Efficiency is professionalism. Clients don’t pay for you to fumble through menus—they pay for clean results delivered on time.
How to Photoshop Tut 9: Exporting and Output
The last mile of “Photoshopping” is getting your work out properly:
- Save as PSD: Always keep a layered master file. This is your editable archive.
- Export As (File → Export → Export As): For web: JPEG for photos, PNG for transparent assets, SVG for vector-based graphics.
- Color Profiles: Embed sRGB for web, CMYK for print. Without proper profiles, colors shift unpredictably between screens and printers.
- Resolution and Compression: Balance quality with file size. A 20 MB image won’t load on a website; a heavily compressed JPEG will look unprofessional in print.
Output isn’t glamorous, but sloppy exporting can undo hours of polished design.
Thinking Like a Designer in Photoshop
Here’s the real secret: “how to Photoshop” isn’t about memorizing menus.
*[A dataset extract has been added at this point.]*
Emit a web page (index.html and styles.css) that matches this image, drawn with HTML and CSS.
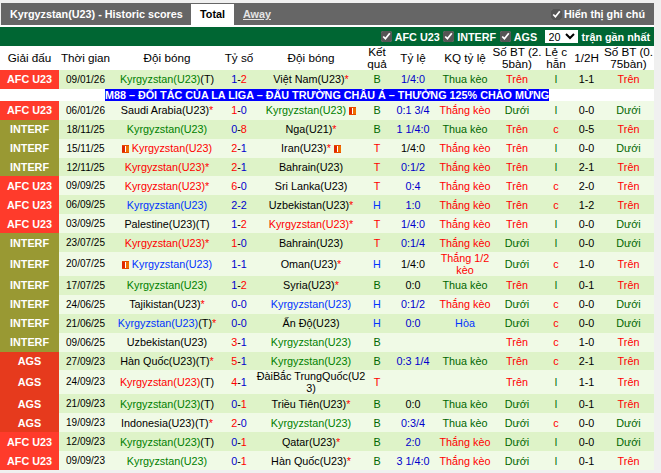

It’s about thinking like a designer while using the tool. Ask yourself:
- Hierarchy: What should viewers notice first? Adjust contrast, scale, or saturation accordingly.
- Clarity: Is your edit enhancing or distracting from the message? If you’re adding effects for the sake of effects, pause.
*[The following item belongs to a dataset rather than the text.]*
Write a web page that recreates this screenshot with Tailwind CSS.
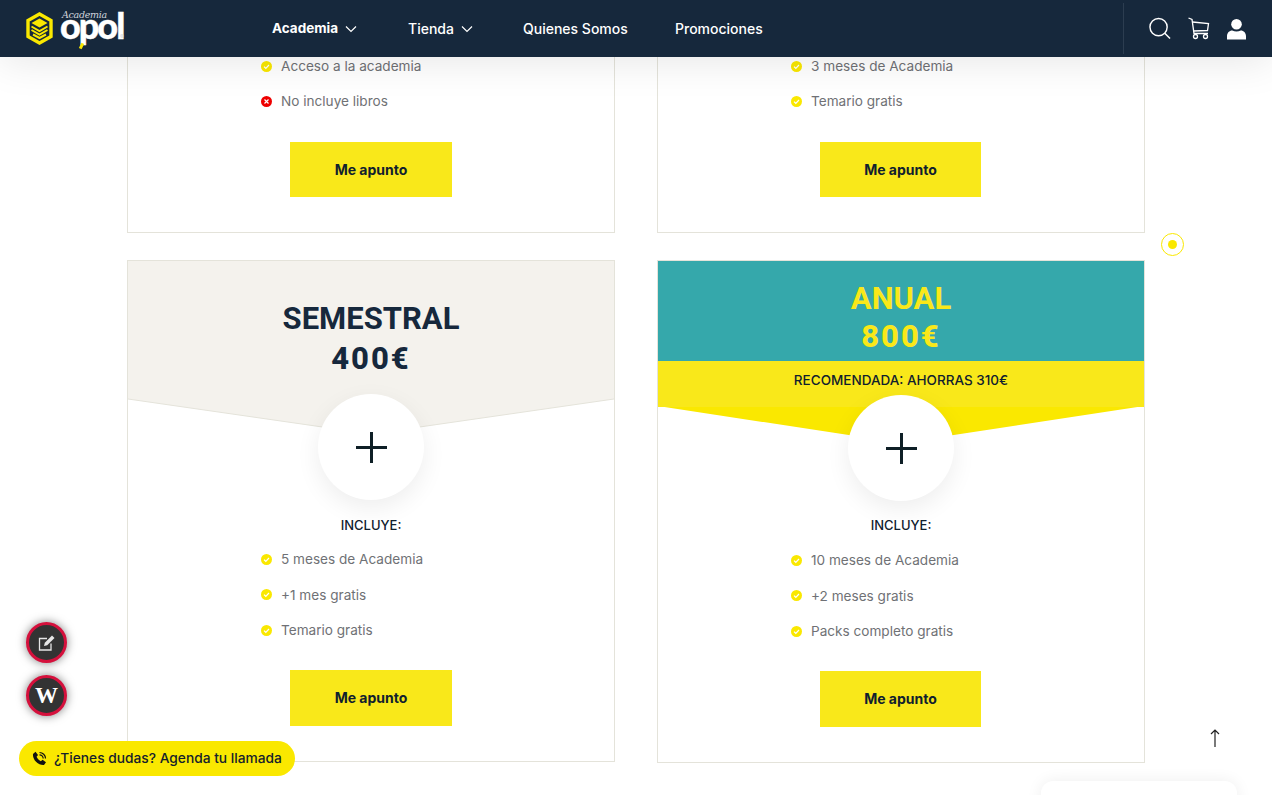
<!DOCTYPE html>
<html lang="es">
<head>
    <meta charset="UTF-8">
    <meta name="viewport" content="width=device-width, initial-scale=1.0">
    <title>Academia Opol</title>
    <script src="https://cdn.jsdelivr.net/npm/@tailwindcss/browser@4"></script>
</head>
<body class="bg-white h-[795px] overflow-hidden relative font-['Inter',sans-serif]">

    <!-- cabecera -->
    <header class="relative z-20 h-[57px] bg-[#16283c] flex items-center shadow-[0_4px_40px_rgba(0,0,0,0.1)] text-white text-[14px]">
        <div class="w-[272px] pl-[26px] flex items-center shrink-0">
            <svg width="27" height="33" viewBox="0 0 27 33">
                <path d="M13.5 2 L25 8.5 V24.5 L13.5 31 L2 24.5 V8.5 Z" fill="none" stroke="#fae800" stroke-width="3.4"/>
                <path d="M13.5 6.5 L21.5 11 L13.5 15.5 L5.5 11 Z" fill="#fae800"/>
                <path d="M5.5 14.5 L13.5 19 L21.5 14.5 M5.5 18 L13.5 22.5 L21.5 18 M7 22.5 L13.5 26 L20 22.5" fill="none" stroke="#fae800" stroke-width="2"/>
            </svg>
            <div class="relative ml-[7px] w-[68px] h-[40px]">
                <span class="absolute left-[2px] top-[1px] text-[9.5px] italic font-light text-gray-300 font-['DejaVu_Serif',serif] tracking-[-0.3px] leading-[10px]">Academia</span>
                <span class="absolute left-0 top-[3px] text-[36px] font-black leading-[26px] tracking-[-2px] font-['Lato',sans-serif] [-webkit-text-stroke:0.4px_white]">opol</span>
                <span class="absolute left-[60px] top-[25px] text-[6px] leading-[6px] text-gray-300">®</span>
                <span class="absolute left-[20px] top-[34px] w-[3px] h-[6px] bg-[#fae800] rotate-[25deg]"></span>
            </div>
        </div>
        <nav class="flex items-center font-medium">
            <a class="font-bold text-[13.5px] flex items-center gap-[7px] w-[136px]">Academia
                <svg width="12" height="12" viewBox="0 0 12 12" fill="none" stroke="white" stroke-width="1.2"><path d="M1 3.5 L6 8.5 L11 3.5"/></svg>
            </a>
            <a class="flex items-center gap-[7px] w-[115px]">Tienda
                <svg width="12" height="12" viewBox="0 0 12 12" fill="none" stroke="white" stroke-width="1.2"><path d="M1 3.5 L6 8.5 L11 3.5"/></svg>
            </a>
            <a class="w-[152px]">Quienes Somos</a>
            <a>Promociones</a>
        </nav>
        <div class="ml-auto h-[51px] border-l border-[#2c3d50] mr-[26px] pl-[25px] flex items-center gap-[17px]">
            <svg width="22" height="23" viewBox="0 0 23 23" fill="none" stroke="white" stroke-width="1.5"><circle cx="10" cy="10" r="9"/><path d="M16.5 16.5 L22 22"/></svg>
            <svg width="22" height="23" viewBox="0 0 22 23" fill="none" stroke="white" stroke-width="1.3"><path d="M0.5 1 L4 2.5 L6 16.5 H20"/><path d="M4.5 5 L20.5 6.5 L19.5 13.5 L5.5 14"/><circle cx="7.5" cy="19.5" r="2"/><circle cx="17.5" cy="19.5" r="2"/></svg>
            <svg width="19" height="22" viewBox="0 0 20 22" fill="white"><circle cx="10" cy="6" r="5.6"/><path d="M0 22 V18.5 C0 15 2.5 12.5 5.5 12.5 C8.5 14 11.5 14 14.5 12.5 C17.5 12.5 20 15 20 18.5 V22 Z"/></svg>
        </div>
    </header>

    <main class="grid grid-cols-[488px_488px] gap-x-[42px] pl-[127px]">

        <!-- fila superior, cortada por el scroll -->
        <section class="h-[176px] border-x border-b border-[#e4e3da] pl-[133px]">
            <ul class="text-[13.6px] text-[#6f7175] leading-[20px]">
                <li class="h-[35px] flex items-center gap-[9px] pb-[17px]">
                    <svg width="11" height="11" viewBox="0 0 11 11"><circle cx="5.5" cy="5.5" r="5.5" fill="#fae800"/><path d="M3 5.6 L4.8 7.3 L8 4" fill="none" stroke="white" stroke-width="1.2"/></svg>
                    Acceso a la academia
                </li>
                <li class="h-[35px] flex items-center gap-[9px] pb-[17px]">
                    <svg width="11" height="11" viewBox="0 0 11 11"><circle cx="5.5" cy="5.5" r="5.5" fill="#ee0000"/><path d="M3.5 3.5 L7.5 7.5 M7.5 3.5 L3.5 7.5" fill="none" stroke="white" stroke-width="1.2"/></svg>
                    No incluye libros
                </li>
            </ul>
            <a class="mt-[15px] ml-[29px] w-[162px] h-[55px] pb-px flex items-center justify-center bg-[#f9e81a] text-[#10202e] text-[14px] font-bold">Me apunto</a>
        </section>

        <section class="h-[176px] border-x border-b border-[#e4e3da] pl-[133px]">
            <ul class="text-[13.6px] text-[#6f7175] leading-[20px]">
                <li class="h-[35px] flex items-center gap-[9px] pb-[17px]">
                    <svg width="11" height="11" viewBox="0 0 11 11"><circle cx="5.5" cy="5.5" r="5.5" fill="#fae800"/><path d="M3 5.6 L4.8 7.3 L8 4" fill="none" stroke="white" stroke-width="1.2"/></svg>
                    3 meses de Academia
                </li>
                <li class="h-[35px] flex items-center gap-[9px] pb-[17px]">
                    <svg width="11" height="11" viewBox="0 0 11 11"><circle cx="5.5" cy="5.5" r="5.5" fill="#fae800"/><path d="M3 5.6 L4.8 7.3 L8 4" fill="none" stroke="white" stroke-width="1.2"/></svg>
                    Temario gratis
                </li>
            </ul>
            <a class="mt-[15px] ml-[29px] w-[161px] h-[55px] pb-px flex items-center justify-center bg-[#f9e81a] text-[#10202e] text-[14px] font-bold">Me apunto</a>
        </section>

        <!-- semestral -->
        <section class="mt-[27px] h-[502px] border border-[#e4e3da] relative">
            <svg class="absolute inset-0" width="486" height="175" viewBox="0 0 486 175">
                <path d="M0 0 H486 V138 L243 173 L0 138 Z" fill="#f4f2ed"/>
                <path d="M486 138 L243 173 L0 138" fill="none" stroke="#e4e3da"/>
            </svg>
            <div class="relative pt-[38px] text-center text-[#16283c] text-[31px] font-bold leading-[40px] font-['Roboto',sans-serif]">
                <h2>SEMESTRAL</h2>
                <p class="font-extrabold tracking-[2px]">400€</p>
            </div>
            <div class="relative mx-auto mt-[15px] w-[106px] h-[106px] rounded-full bg-white shadow-[0_8px_24px_rgba(0,0,0,0.07)] flex items-center justify-center">
                <svg width="31" height="31" viewBox="0 0 31 31" stroke="#0e1f26" stroke-width="3"><path d="M15.5 0 V31 M0 15.5 H31"/></svg>
            </div>
            <p class="relative mt-[15px] text-center text-[13px] font-medium text-[#10202e] leading-[20px]">INCLUYE:</p>
            <ul class="mt-[14px] pl-[133px] text-[13.6px] text-[#6f7175] leading-[20px]">
                <li class="h-[35.5px] flex items-center gap-[9px] pb-[15px]">
                    <svg width="11" height="11" viewBox="0 0 11 11"><circle cx="5.5" cy="5.5" r="5.5" fill="#fae800"/><path d="M3 5.6 L4.8 7.3 L8 4" fill="none" stroke="white" stroke-width="1.2"/></svg>
                    5 meses de Academia
                </li>
                <li class="h-[35.5px] flex items-center gap-[9px] pb-[15px]">
                    <svg width="11" height="11" viewBox="0 0 11 11"><circle cx="5.5" cy="5.5" r="5.5" fill="#fae800"/><path d="M3 5.6 L4.8 7.3 L8 4" fill="none" stroke="white" stroke-width="1.2"/></svg>
                    +1 mes gratis
                </li>
                <li class="h-[35.5px] flex items-center gap-[9px] pb-[15px]">
                    <svg width="11" height="11" viewBox="0 0 11 11"><circle cx="5.5" cy="5.5" r="5.5" fill="#fae800"/><path d="M3 5.6 L4.8 7.3 L8 4" fill="none" stroke="white" stroke-width="1.2"/></svg>
                    Temario gratis
                </li>
            </ul>
            <a class="mt-[14px] ml-[162px] w-[162px] h-[56px] pb-px flex items-center justify-center bg-[#f9e81a] text-[#10202e] text-[14px] font-bold">Me apunto</a>
        </section>

        <!-- anual -->
        <section class="mt-[27px] h-[503px] border border-[#e4e3da] relative">
            <svg class="absolute left-0 top-[145px]" width="486" height="37" viewBox="0 0 486 37">
                <path d="M0 0 H486 L243 37 Z" fill="#fae800"/>
            </svg>
            <div class="relative h-[100px] bg-[#35a8ab] pt-[19px] text-center text-[#f9e81a] text-[31px] font-bold leading-[38px] font-['Roboto',sans-serif]">
                <h2>ANUAL</h2>
                <p class="font-extrabold tracking-[2px]">800€</p>
            </div>
            <div class="relative h-[46px] bg-[#f9e81a] pt-[9px] text-center text-[13.5px] font-medium text-[#10202e] leading-[20px]">RECOMENDADA: AHORRAS 310€</div>
            <div class="relative mx-auto -mt-[12px] w-[106px] h-[106px] rounded-full bg-white shadow-[0_8px_24px_rgba(0,0,0,0.07)] flex items-center justify-center">
                <svg width="31" height="31" viewBox="0 0 31 31" stroke="#0e1f26" stroke-width="3"><path d="M15.5 0 V31 M0 15.5 H31"/></svg>
            </div>
            <p class="relative mt-[14px] text-center text-[13px] font-medium text-[#10202e] leading-[20px]">INCLUYE:</p>
            <ul class="mt-[15px] pl-[133px] text-[13.6px] text-[#6f7175] leading-[20px]">
                <li class="h-[35.5px] flex items-center gap-[9px] pb-[15px]">
                    <svg width="11" height="11" viewBox="0 0 11 11"><circle cx="5.5" cy="5.5" r="5.5" fill="#fae800"/><path d="M3 5.6 L4.8 7.3 L8 4" fill="none" stroke="white" stroke-width="1.2"/></svg>
                    10 meses de Academia
                </li>
                <li class="h-[35.5px] flex items-center gap-[9px] pb-[15px]">
                    <svg width="11" height="11" viewBox="0 0 11 11"><circle cx="5.5" cy="5.5" r="5.5" fill="#fae800"/><path d="M3 5.6 L4.8 7.3 L8 4" fill="none" stroke="white" stroke-width="1.2"/></svg>
                    +2 meses gratis
                </li>
                <li class="h-[35.5px] flex items-center gap-[9px] pb-[15px]">
                    <svg width="11" height="11" viewBox="0 0 11 11"><circle cx="5.5" cy="5.5" r="5.5" fill="#fae800"/><path d="M3 5.6 L4.8 7.3 L8 4" fill="none" stroke="white" stroke-width="1.2"/></svg>
                    Packs completo gratis
                </li>
            </ul>
            <a class="mt-[14px] ml-[162px] w-[161px] h-[56px] pb-px flex items-center justify-center bg-[#f9e81a] text-[#10202e] text-[14px] font-bold">Me apunto</a>
        </section>
    </main>

    <!-- flotantes -->
    <div class="absolute left-[1161px] top-[233px] w-[23px] h-[23px] rounded-full border border-[#fae800] flex items-center justify-center">
        <span class="w-[9px] h-[9px] rounded-full bg-[#fae800]"></span>
    </div>

    <a class="absolute left-[26px] top-[622px] w-[41px] h-[41px] rounded-full bg-[#333333] border-[3px] border-[#d5103c] shadow-[0_0_10px_rgba(0,0,0,0.5)] flex items-center justify-center">
        <svg width="18" height="18" viewBox="0 0 18 18" fill="none" stroke="#e6e6e6" stroke-width="1.3">
            <path d="M9 4.5 H1.5 V16 H13 V9.5"/>
            <path d="M6 12 L6.8 8.8 L14 1.5 L16.5 4 L9.2 11.2 Z" fill="#e6e6e6" stroke="none"/>
        </svg>
    </a>
    <a class="absolute left-[26px] top-[675px] w-[41px] h-[41px] rounded-full bg-[#333333] border-[3px] border-[#d5103c] shadow-[0_0_10px_rgba(0,0,0,0.5)] flex items-center justify-center text-white text-[23px] font-bold leading-none font-['Liberation_Serif',serif]">W</a>

    <a class="absolute left-[19px] top-[741px] w-[276px] h-[35px] rounded-full bg-[#fae800] flex items-center pl-[13px] gap-[7px] text-[13.75px] text-[#14202c] font-medium">
        <svg width="15" height="15" viewBox="0 0 15 15">
            <path d="M1 3 L3.5 0.8 L6 4 L4.6 5.8 C5.3 7.5 6.8 9.2 8.8 10.2 L10.6 8.8 L14 11.3 L12 14 C6 14.5 0.5 8.5 1 3 Z" fill="#111"/>
            <path d="M7.5 1.5 A6 6 0 0 1 13.5 7.5 M7.5 3.8 A3.7 3.7 0 0 1 11.2 7.5" fill="none" stroke="#111" stroke-width="1.2"/>
        </svg>
        ¿Tienes dudas? Agenda tu llamada
    </a>

    <svg class="absolute left-[1210px] top-[729px]" width="10" height="18" viewBox="0 0 10 18" fill="none" stroke="#222" stroke-width="1.2"><path d="M5 18 V1 M1 5 L5 1 L9 5"/></svg>

    <div class="absolute left-[1041px] top-[781px] w-[196px] h-[40px] rounded-t-[12px] bg-white shadow-[0_0_16px_rgba(0,0,0,0.07)]"></div>
</body>
</html>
- Consistency: Do your colors, fonts, and textures align with the broader brand or project?
Photoshop is powerful, but without design thinking, it’s just decoration. With design thinking, it becomes a translator for your vision.
The Wrap
How to Photoshop is to orchestrate layers, masks, colors, type, and effects into a coherent visual narrative. It’s less about “fixing” images and more about crafting communication. Beginners often focus on tricks—swapping backgrounds, making neon text—but professionals know it’s the invisible discipline (layer naming, non-destructive editing, intentional color use) that defines mastery.
So next time someone says, “Can you Photoshop this?” you’ll know the answer isn’t just yes—it’s yes, with clarity, precision, and design intent. Because Photoshop isn’t one magic button. It’s a toolbox. And the designer holding it determines whether the outcome is ordinary or extraordinary.